The paper establishes a deep connection between asynchronous cellular automata (ACA) and Coxeter groups, showing that the long‑term dynamics of an ACA can be understood through the algebraic structure of a Coxeter group. The authors begin by defining an ACA as a collection of binary vertex functions applied in an arbitrary (asynchronous) order, and they introduce the notion of a π‑independent ACA: a system whose set of periodic points does not depend on the permutation π used to schedule updates. For such systems each local update function acts as a permutation on the periodic set, and the group generated by these permutations is called the dynamics group D​G(F).

A Coxeter system (W,S) consists of involutive generators s_i (s_i²=1) with relations (s_i s_j)^{m_{ij}}=1 for i≠j, where m_{ij}≥2 encodes the edge label of the Coxeter graph Γ. The authors show that D​G(F) is always a quotient of the Coxeter group presented by the same generators, the extra relations coming from the specific Boolean functions used in the ACA. In other words, the dynamics group is a “reflection group over F₂”.

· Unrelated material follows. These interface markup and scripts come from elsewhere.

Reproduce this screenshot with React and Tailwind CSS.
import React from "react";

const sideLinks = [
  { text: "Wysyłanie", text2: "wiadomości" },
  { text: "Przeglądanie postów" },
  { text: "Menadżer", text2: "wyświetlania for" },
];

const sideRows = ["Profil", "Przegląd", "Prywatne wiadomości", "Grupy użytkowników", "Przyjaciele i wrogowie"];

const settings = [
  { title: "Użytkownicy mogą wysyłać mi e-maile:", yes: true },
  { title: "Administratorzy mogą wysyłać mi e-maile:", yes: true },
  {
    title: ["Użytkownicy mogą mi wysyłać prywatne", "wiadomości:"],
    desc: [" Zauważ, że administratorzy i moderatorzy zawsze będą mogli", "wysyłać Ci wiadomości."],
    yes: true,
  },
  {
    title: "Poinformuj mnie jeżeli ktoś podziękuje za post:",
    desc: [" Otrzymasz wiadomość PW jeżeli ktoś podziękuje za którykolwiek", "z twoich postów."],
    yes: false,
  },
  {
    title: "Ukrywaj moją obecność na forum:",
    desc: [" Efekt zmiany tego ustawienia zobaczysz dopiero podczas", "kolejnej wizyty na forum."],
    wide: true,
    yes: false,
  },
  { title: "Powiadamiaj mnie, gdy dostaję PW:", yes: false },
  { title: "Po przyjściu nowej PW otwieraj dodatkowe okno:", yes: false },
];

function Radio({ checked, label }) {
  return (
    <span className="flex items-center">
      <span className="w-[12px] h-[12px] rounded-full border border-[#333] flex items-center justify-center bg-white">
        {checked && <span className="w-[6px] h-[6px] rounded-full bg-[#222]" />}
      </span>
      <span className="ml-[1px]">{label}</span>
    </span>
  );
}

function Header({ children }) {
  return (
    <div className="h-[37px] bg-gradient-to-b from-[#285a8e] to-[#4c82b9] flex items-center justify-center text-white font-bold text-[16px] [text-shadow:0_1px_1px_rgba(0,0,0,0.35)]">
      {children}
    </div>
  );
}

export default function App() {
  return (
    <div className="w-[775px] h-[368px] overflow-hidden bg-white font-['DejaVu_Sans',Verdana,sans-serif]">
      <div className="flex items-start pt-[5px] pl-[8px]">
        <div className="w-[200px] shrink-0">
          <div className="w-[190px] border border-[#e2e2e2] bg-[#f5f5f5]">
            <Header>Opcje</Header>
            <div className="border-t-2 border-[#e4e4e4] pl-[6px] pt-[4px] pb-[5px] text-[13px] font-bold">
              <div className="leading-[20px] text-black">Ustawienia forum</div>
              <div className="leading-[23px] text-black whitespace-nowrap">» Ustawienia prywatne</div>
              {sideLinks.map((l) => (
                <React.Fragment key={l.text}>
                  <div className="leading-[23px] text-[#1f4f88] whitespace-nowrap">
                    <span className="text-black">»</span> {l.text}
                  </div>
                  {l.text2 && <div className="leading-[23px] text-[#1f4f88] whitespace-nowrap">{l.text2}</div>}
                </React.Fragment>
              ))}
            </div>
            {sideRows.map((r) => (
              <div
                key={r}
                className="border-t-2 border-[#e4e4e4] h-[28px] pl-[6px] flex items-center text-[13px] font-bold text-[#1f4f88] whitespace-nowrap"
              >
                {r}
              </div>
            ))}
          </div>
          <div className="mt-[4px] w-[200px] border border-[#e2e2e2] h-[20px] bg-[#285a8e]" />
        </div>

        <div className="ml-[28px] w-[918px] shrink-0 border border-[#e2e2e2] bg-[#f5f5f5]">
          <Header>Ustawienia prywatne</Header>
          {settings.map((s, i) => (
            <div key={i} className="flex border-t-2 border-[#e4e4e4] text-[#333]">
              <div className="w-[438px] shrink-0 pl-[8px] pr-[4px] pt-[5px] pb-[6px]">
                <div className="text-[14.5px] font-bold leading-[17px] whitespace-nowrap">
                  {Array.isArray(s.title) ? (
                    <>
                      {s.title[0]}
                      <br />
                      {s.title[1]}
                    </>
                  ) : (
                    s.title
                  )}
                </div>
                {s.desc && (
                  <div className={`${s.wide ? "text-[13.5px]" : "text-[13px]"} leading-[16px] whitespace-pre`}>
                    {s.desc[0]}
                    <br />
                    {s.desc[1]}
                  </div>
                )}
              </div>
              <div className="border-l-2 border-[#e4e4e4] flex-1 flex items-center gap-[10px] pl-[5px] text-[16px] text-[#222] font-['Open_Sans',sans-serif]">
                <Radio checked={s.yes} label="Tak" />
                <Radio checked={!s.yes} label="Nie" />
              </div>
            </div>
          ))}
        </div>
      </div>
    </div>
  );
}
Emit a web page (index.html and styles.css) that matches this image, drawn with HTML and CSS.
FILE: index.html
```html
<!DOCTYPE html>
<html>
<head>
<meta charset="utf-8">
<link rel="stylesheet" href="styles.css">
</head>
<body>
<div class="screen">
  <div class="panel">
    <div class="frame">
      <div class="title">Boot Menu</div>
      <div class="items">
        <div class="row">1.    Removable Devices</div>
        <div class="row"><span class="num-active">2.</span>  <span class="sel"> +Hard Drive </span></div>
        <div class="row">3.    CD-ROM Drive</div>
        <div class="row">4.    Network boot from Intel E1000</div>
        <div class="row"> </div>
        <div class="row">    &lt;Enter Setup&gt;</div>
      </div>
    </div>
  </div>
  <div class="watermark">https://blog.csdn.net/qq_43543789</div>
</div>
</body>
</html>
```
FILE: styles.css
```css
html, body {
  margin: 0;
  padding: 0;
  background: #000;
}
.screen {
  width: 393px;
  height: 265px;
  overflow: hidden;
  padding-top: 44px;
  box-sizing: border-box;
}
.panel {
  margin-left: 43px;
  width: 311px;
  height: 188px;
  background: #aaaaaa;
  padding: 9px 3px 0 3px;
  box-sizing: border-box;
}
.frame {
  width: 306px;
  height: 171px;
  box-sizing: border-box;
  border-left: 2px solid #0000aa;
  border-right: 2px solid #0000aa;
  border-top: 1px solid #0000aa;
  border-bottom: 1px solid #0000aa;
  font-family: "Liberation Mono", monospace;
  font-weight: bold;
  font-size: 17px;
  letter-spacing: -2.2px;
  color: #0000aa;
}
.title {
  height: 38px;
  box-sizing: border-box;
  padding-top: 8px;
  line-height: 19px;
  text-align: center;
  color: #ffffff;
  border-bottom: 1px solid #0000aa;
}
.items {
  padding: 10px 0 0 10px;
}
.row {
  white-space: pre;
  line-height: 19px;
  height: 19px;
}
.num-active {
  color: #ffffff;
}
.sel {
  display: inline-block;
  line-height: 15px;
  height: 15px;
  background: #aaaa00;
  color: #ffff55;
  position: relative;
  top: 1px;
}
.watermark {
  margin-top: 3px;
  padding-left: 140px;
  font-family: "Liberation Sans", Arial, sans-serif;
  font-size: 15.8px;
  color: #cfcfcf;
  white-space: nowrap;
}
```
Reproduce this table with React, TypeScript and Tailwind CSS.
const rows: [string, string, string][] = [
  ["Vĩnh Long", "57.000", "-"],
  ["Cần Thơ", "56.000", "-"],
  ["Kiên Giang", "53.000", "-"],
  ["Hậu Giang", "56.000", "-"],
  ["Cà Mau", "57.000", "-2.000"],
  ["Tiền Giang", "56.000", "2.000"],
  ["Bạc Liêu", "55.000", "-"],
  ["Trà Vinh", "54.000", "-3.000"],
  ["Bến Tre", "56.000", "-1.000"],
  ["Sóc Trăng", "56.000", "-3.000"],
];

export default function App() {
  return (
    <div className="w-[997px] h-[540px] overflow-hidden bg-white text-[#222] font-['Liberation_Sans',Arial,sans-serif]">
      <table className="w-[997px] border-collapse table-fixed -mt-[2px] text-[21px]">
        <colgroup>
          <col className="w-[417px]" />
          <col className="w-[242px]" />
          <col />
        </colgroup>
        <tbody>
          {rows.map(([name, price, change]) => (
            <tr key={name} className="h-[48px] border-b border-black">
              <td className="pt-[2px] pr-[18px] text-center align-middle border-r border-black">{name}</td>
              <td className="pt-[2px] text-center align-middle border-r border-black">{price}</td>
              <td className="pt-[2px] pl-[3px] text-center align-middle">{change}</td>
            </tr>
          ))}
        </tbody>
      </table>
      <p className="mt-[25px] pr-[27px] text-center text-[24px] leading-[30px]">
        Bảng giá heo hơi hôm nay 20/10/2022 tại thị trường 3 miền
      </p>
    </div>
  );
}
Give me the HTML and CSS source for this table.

The paper then parallels two classic decision problems. In Coxeter theory the word problem—determining whether two words represent the same group element—is solvable via Matsumoto’s theorem, which says any two reduced expressions differ only by braid moves. For SDS (the generalization of ACA with a fixed update sequence) the analogous question asks when two update words w and w′ produce the same global map or the same phase‑space structure. Although the function space is finite (2ⁿ possible global maps), a naïve exhaustive check is impractical; the authors point out the need for an efficient algorithmic solution.

A major contribution is the identification of several equivalence relations that translate between the two domains. The authors define a κ‑equivalence on acyclic orientations of Γ: converting a source vertex into a sink corresponds to conjugating a Coxeter element by its first generator. They prove that κ‑equivalence classes of orientations are in bijection with conjugacy classes of Coxeter elements. In the SDS setting, a permutation π of the vertices defines a map F_π; when two permutations are related by a graph automorphism γ∈Aut(Γ), the corresponding SDS maps are topologically conjugate and therefore cycle‑equivalent. This yields a coarser equivalence ¯κ on the quotient Aut(Γ)/∼κ, which mirrors the notion of spectral class in Coxeter theory—two Coxeter elements are spectrally equivalent if their geometric representations have the same multiset of eigenvalues. The Tutte polynomial T_Γ(x,y) appears as a unifying counting tool: T_Γ(2,0) counts Coxeter elements (or π‑independent SDS maps) while T_Γ(1,0) counts κ‑equivalence (or cycle‑equivalence) classes.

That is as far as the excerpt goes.